#### [WORK INSTRUCTIONS]
Pictures aside, write out every record exactly as it appears.

#### [EXTRACTED RECORDS]

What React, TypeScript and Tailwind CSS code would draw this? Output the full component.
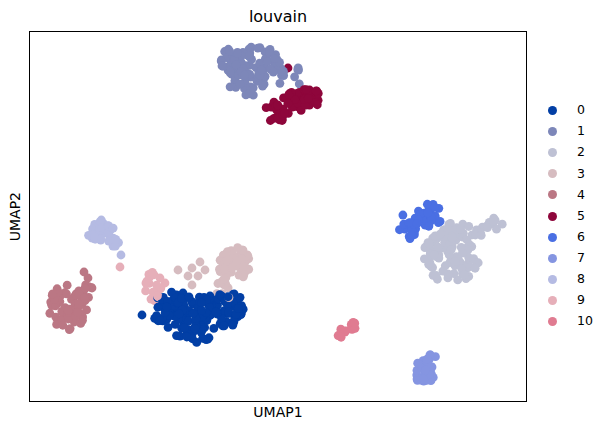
import React from "react";

type Blob = [number, number, number, number, number];
type Cluster = { color: string; blobs: Blob[]; singles: [number, number][] };

const COLORS = [
  "#023fa5",
  "#7d87b9",
  "#bec1d4",
  "#d6bcc0",
  "#bb7784",
  "#8e063b",
  "#4a6fe3",
  "#8595e1",
  "#b5bbe3",
  "#e6afb9",
  "#e07b91",
];

const CLUSTERS: Cluster[] = [
  {
    color: COLORS[0],
    blobs: [
      [198, 314, 46, 18, 110],
      [193, 334, 18, 10, 22],
      [226, 306, 19, 14, 28],
      [170, 301, 14, 10, 14],
    ],
    singles: [
      [142, 315],
      [183, 293],
      [210, 296],
    ],
  },
  {
    color: COLORS[1],
    blobs: [
      [249, 61, 31, 16, 72],
      [251, 83, 22, 13, 34],
      [278, 74, 7, 11, 10],
      [298, 76, 4, 9, 5],
    ],
    singles: [[222, 66]],
  },
  {
    color: COLORS[2],
    blobs: [
      [451, 257, 28, 26, 88],
      [458, 231, 17, 9, 16],
      [492, 224, 12, 6, 10],
      [478, 233, 5, 4, 4],
    ],
    singles: [],
  },
  {
    color: COLORS[3],
    blobs: [
      [233, 263, 18, 17, 50],
      [223, 289, 10, 12, 16],
    ],
    singles: [
      [178, 270],
      [192, 268],
      [200, 262],
      [205, 270],
      [192, 285],
      [198, 276],
      [188, 276],
    ],
  },
  {
    color: COLORS[4],
    blobs: [
      [68, 307, 19, 23, 58],
      [84, 291, 10, 9, 13],
    ],
    singles: [
      [84, 272],
      [88, 278],
      [92, 288],
    ],
  },
  {
    color: COLORS[5],
    blobs: [
      [302, 99, 19, 13, 44],
      [277, 111, 12, 12, 22],
    ],
    singles: [[288, 68]],
  },
  {
    color: COLORS[6],
    blobs: [
      [430, 215, 13, 12, 26],
      [408, 226, 11, 13, 20],
    ],
    singles: [],
  },
  {
    color: COLORS[7],
    blobs: [
      [425, 372, 10, 13, 30],
      [430, 357, 6, 5, 6],
    ],
    singles: [],
  },
  {
    color: COLORS[8],
    blobs: [
      [100, 230, 15, 12, 28],
      [112, 243, 8, 5, 7],
    ],
    singles: [[121, 255]],
  },
  {
    color: COLORS[9],
    blobs: [[153, 287, 8, 15, 18]],
    singles: [
      [160, 278],
      [165, 283],
      [120, 267],
    ],
  },
  {
    color: COLORS[10],
    blobs: [
      [342, 333, 5, 5, 7],
      [354, 326, 5, 4, 7],
    ],
    singles: [],
  },
];

function mulberry32(a: number) {
  return function () {
    a |= 0;
    a = (a + 0x6d2b79f5) | 0;
    let t = Math.imul(a ^ (a >>> 15), 1 | a);
    t = (t + Math.imul(t ^ (t >>> 7), 61 | t)) ^ t;
    return ((t ^ (t >>> 14)) >>> 0) / 4294967296;
  };
}

type Pt = { x: number; y: number; c: string };

function buildPoints(): Pt[] {
  const rng = mulberry32(12345);
  const pts: Pt[] = [];
  for (const cl of CLUSTERS) {
    for (const [cx, cy, rx, ry, n] of cl.blobs) {
      for (let i = 0; i < n; i++) {
        const a = rng() * Math.PI * 2;
        const r = Math.sqrt(rng());
        pts.push({ x: cx + rx * r * Math.cos(a), y: cy + ry * r * Math.sin(a), c: cl.color });
      }
    }
    for (const [x, y] of cl.singles) pts.push({ x, y, c: cl.color });
  }
  for (let i = pts.length - 1; i > 0; i--) {
    const j = Math.floor(rng() * (i + 1));
    const t = pts[i];
    pts[i] = pts[j];
    pts[j] = t;
  }
  return pts;
}

const POINTS = buildPoints();

export default function App() {
  return (
    <div className="w-[610px] h-[430px] bg-white text-black font-['DejaVu_Sans',sans-serif] overflow-hidden">
      <div className="h-[31px] w-[527px] pl-[29px] flex items-end justify-center pb-[6px]">
        <span className="text-[16px] leading-none">louvain</span>
      </div>
      <div className="flex h-[371px]">
        <div className="w-[29px] flex items-center justify-end pr-[7px]">
          <span className="text-[14px] leading-none [writing-mode:vertical-rl] rotate-180">UMAP2</span>
        </div>
        <div className="w-[498px] h-[371px] border border-black">
          <svg width="496" height="369" viewBox="30 32 496 369" className="block">
            {POINTS.map((p, i) => (
              <circle key={i} cx={p.x} cy={p.y} r={4.4} fill={p.c} />
            ))}
          </svg>
        </div>
        <div className="flex flex-col pt-[69px]">
          {COLORS.map((c, i) => (
            <div key={i} className="h-[21.1px] flex items-center">
              <span
                className="ml-[20.5px] w-[9px] h-[9px] rounded-full shrink-0"
                style={{ backgroundColor: c }}
              />
              <span className="ml-[20.5px] text-[12.5px] leading-none">{i}</span>
            </div>
          ))}
        </div>
      </div>
      <div className="w-[527px] pl-[29px] flex justify-center pt-[3px]">
        <span className="text-[14px] leading-none">UMAP1</span>
      </div>
    </div>
  );
}
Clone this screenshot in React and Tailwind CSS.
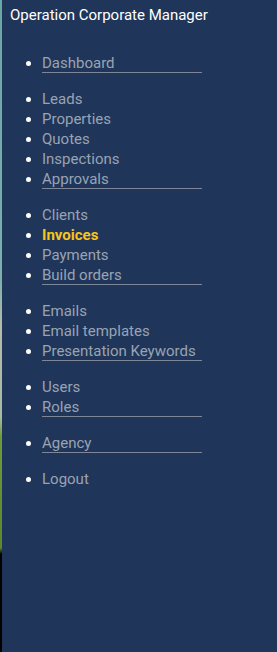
const groups = [
  ["Dashboard"],
  ["Leads", "Properties", "Quotes", "Inspections", "Approvals"],
  ["Clients", "Invoices", "Payments", "Build orders"],
  ["Emails", "Email templates", "Presentation Keywords"],
  ["Users", "Roles"],
  ["Agency"],
  ["Logout"],
];

export default function App() {
  return (
    <div className="flex h-[652px] w-[277px] overflow-hidden" style={{ fontFamily: "Roboto, 'Noto Sans', sans-serif" }}>
      <div className="w-[2px] shrink-0 bg-[linear-gradient(to_bottom,#6aa6a6_0%,#7fb0ad_43%,#b5bcaa_50%,#a9b9a2_64%,#6f9a3a_67%,#5a8a2a_84%,#000_85%,#000_100%)]" />
      <nav className="flex-1 bg-[#1f365a] pt-[5px]">
        <div className="pl-2 text-[15px] leading-5 text-white">Operation Corporate Manager</div>
        <div className="mt-[28px]">
          {groups.map((items, gi) => (
            <ul key={gi} className="mb-4 list-disc pl-10 marker:text-white">
              {items.map((item, i) => {
                const last = i === items.length - 1 && item !== "Logout";
                const active = item === "Invoices";
                return (
                  <li key={item} className="text-[15px] leading-5">
                    <a
                      className={
                        "block h-5 w-[160px] " +
                        (last ? "border-b border-[#7d8799] " : "") +
                        (active ? "font-bold text-[#f7c51b]" : "text-[#9aa3b2]")
                      }
                    >
                      {item}
                    </a>
                  </li>
                );
              })}
            </ul>
          ))}
        </div>
      </nav>
    </div>
  );
}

#### [CORRECT ANSWER]
What React, TypeScript and Tailwind CSS code would draw this? Output the full component.
import React from "react";

type Blob = [number, number, number, number, number];
type Cluster = { color: string; blobs: Blob[]; singles: [number, number][] };

const COLORS = [
  "#023fa5",
  "#7d87b9",
  "#bec1d4",
  "#d6bcc0",
  "#bb7784",
  "#8e063b",
  "#4a6fe3",
  "#8595e1",
  "#b5bbe3",
  "#e6afb9",
  "#e07b91",
];

const CLUSTERS: Cluster[] = [
  {
    color: COLORS[0],
    blobs: [
      [198, 314, 46, 18, 110],
      [193, 334, 18, 10, 22],
      [226, 306, 19, 14, 28],
      [170, 301, 14, 10, 14],
    ],
    singles: [
      [142, 315],
      [183, 293],
      [210, 296],
    ],
  },
  {
    color: COLORS[1],
    blobs: [
      [249, 61, 31, 16, 72],
      [251, 83, 22, 13, 34],
      [278, 74, 7, 11, 10],
      [298, 76, 4, 9, 5],
    ],
    singles: [[222, 66]],
  },
  {
    color: COLORS[2],
    blobs: [
      [451, 257, 28, 26, 88],
      [458, 231, 17, 9, 16],
      [492, 224, 12, 6, 10],
      [478, 233, 5, 4, 4],
    ],
    singles: [],
  },
  {
    color: COLORS[3],
    blobs: [
      [233, 263, 18, 17, 50],
      [223, 289, 10, 12, 16],
    ],
    singles: [
      [178, 270],
      [192, 268],
      [200, 262],
      [205, 270],
      [192, 285],
      [198, 276],
      [188, 276],
    ],
  },
  {
    color: COLORS[4],
    blobs: [
      [68, 307, 19, 23, 58],
      [84, 291, 10, 9, 13],
    ],
    singles: [
      [84, 272],
      [88, 278],
      [92, 288],
    ],
  },
  {
    color: COLORS[5],
    blobs: [
      [302, 99, 19, 13, 44],
      [277, 111, 12, 12, 22],
    ],
    singles: [[288, 68]],
  },
  {
    color: COLORS[6],
    blobs: [
      [430, 215, 13, 12, 26],
      [408, 226, 11, 13, 20],
    ],
    singles: [],
  },
  {
    color: COLORS[7],
    blobs: [
      [425, 372, 10, 13, 30],
      [430, 357, 6, 5, 6],
    ],
    singles: [],
  },
  {
    color: COLORS[8],
    blobs: [
      [100, 230, 15, 12, 28],
      [112, 243, 8, 5, 7],
    ],
    singles: [[121, 255]],
  },
  {
    color: COLORS[9],
    blobs: [[153, 287, 8, 15, 18]],
    singles: [
      [160, 278],
      [165, 283],
      [120, 267],
    ],
  },
  {
    color: COLORS[10],
    blobs: [
      [342, 333, 5, 5, 7],
      [354, 326, 5, 4, 7],
    ],
    singles: [],
  },
];

function mulberry32(a: number) {
  return function () {
    a |= 0;
    a = (a + 0x6d2b79f5) | 0;
    let t = Math.imul(a ^ (a >>> 15), 1 | a);
    t = (t + Math.imul(t ^ (t >>> 7), 61 | t)) ^ t;
    return ((t ^ (t >>> 14)) >>> 0) / 4294967296;
  };
}

type Pt = { x: number; y: number; c: string };

function buildPoints(): Pt[] {
  const rng = mulberry32(12345);
  const pts: Pt[] = [];
  for (const cl of CLUSTERS) {
    for (const [cx, cy, rx, ry, n] of cl.blobs) {
      for (let i = 0; i < n; i++) {
        const a = rng() * Math.PI * 2;
        const r = Math.sqrt(rng());
        pts.push({ x: cx + rx * r * Math.cos(a), y: cy + ry * r * Math.sin(a), c: cl.color });
      }
    }
    for (const [x, y] of cl.singles) pts.push({ x, y, c: cl.color });
  }
  for (let i = pts.length - 1; i > 0; i--) {
    const j = Math.floor(rng() * (i + 1));
    const t = pts[i];
    pts[i] = pts[j];
    pts[j] = t;
  }
  return pts;
}

const POINTS = buildPoints();

export default function App() {
  return (
    <div className="w-[610px] h-[430px] bg-white text-black font-['DejaVu_Sans',sans-serif] overflow-hidden">
      <div className="h-[31px] w-[527px] pl-[29px] flex items-end justify-center pb-[6px]">
        <span className="text-[16px] leading-none">louvain</span>
      </div>
      <div className="flex h-[371px]">
        <div className="w-[29px] flex items-center justify-end pr-[7px]">
          <span className="text-[14px] leading-none [writing-mode:vertical-rl] rotate-180">UMAP2</span>
        </div>
        <div className="w-[498px] h-[371px] border border-black">
          <svg width="496" height="369" viewBox="30 32 496 369" className="block">
            {POINTS.map((p, i) => (
              <circle key={i} cx={p.x} cy={p.y} r={4.4} fill={p.c} />
            ))}
          </svg>
        </div>
        <div className="flex flex-col pt-[69px]">
          {COLORS.map((c, i) => (
            <div key={i} className="h-[21.1px] flex items-center">
              <span
                className="ml-[20.5px] w-[9px] h-[9px] rounded-full shrink-0"
                style={{ backgroundColor: c }}
              />
              <span className="ml-[20.5px] text-[12.5px] leading-none">{i}</span>
            </div>
          ))}
        </div>
      </div>
      <div className="w-[527px] pl-[29px] flex justify-center pt-[3px]">
        <span className="text-[14px] leading-none">UMAP1</span>
      </div>
    </div>
  );
}
Clone this screenshot in React and Tailwind CSS.
const groups = [
  ["Dashboard"],
  ["Leads", "Properties", "Quotes", "Inspections", "Approvals"],
  ["Clients", "Invoices", "Payments", "Build orders"],
  ["Emails", "Email templates", "Presentation Keywords"],
  ["Users", "Roles"],
  ["Agency"],
  ["Logout"],
];

export default function App() {
  return (
    <div className="flex h-[652px] w-[277px] overflow-hidden" style={{ fontFamily: "Roboto, 'Noto Sans', sans-serif" }}>
      <div className="w-[2px] shrink-0 bg-[linear-gradient(to_bottom,#6aa6a6_0%,#7fb0ad_43%,#b5bcaa_50%,#a9b9a2_64%,#6f9a3a_67%,#5a8a2a_84%,#000_85%,#000_100%)]" />
      <nav className="flex-1 bg-[#1f365a] pt-[5px]">
        <div className="pl-2 text-[15px] leading-5 text-white">Operation Corporate Manager</div>
        <div className="mt-[28px]">
          {groups.map((items, gi) => (
            <ul key={gi} className="mb-4 list-disc pl-10 marker:text-white">
              {items.map((item, i) => {
                const last = i === items.length - 1 && item !== "Logout";
                const active = item === "Invoices";
                return (
                  <li key={item} className="text-[15px] leading-5">
                    <a
                      className={
                        "block h-5 w-[160px] " +
                        (last ? "border-b border-[#7d8799] " : "") +
                        (active ? "font-bold text-[#f7c51b]" : "text-[#9aa3b2]")
                      }
                    >
                      {item}
                    </a>
                  </li>
                );
              })}
            </ul>
          ))}
        </div>
      </nav>
    </div>
  );
}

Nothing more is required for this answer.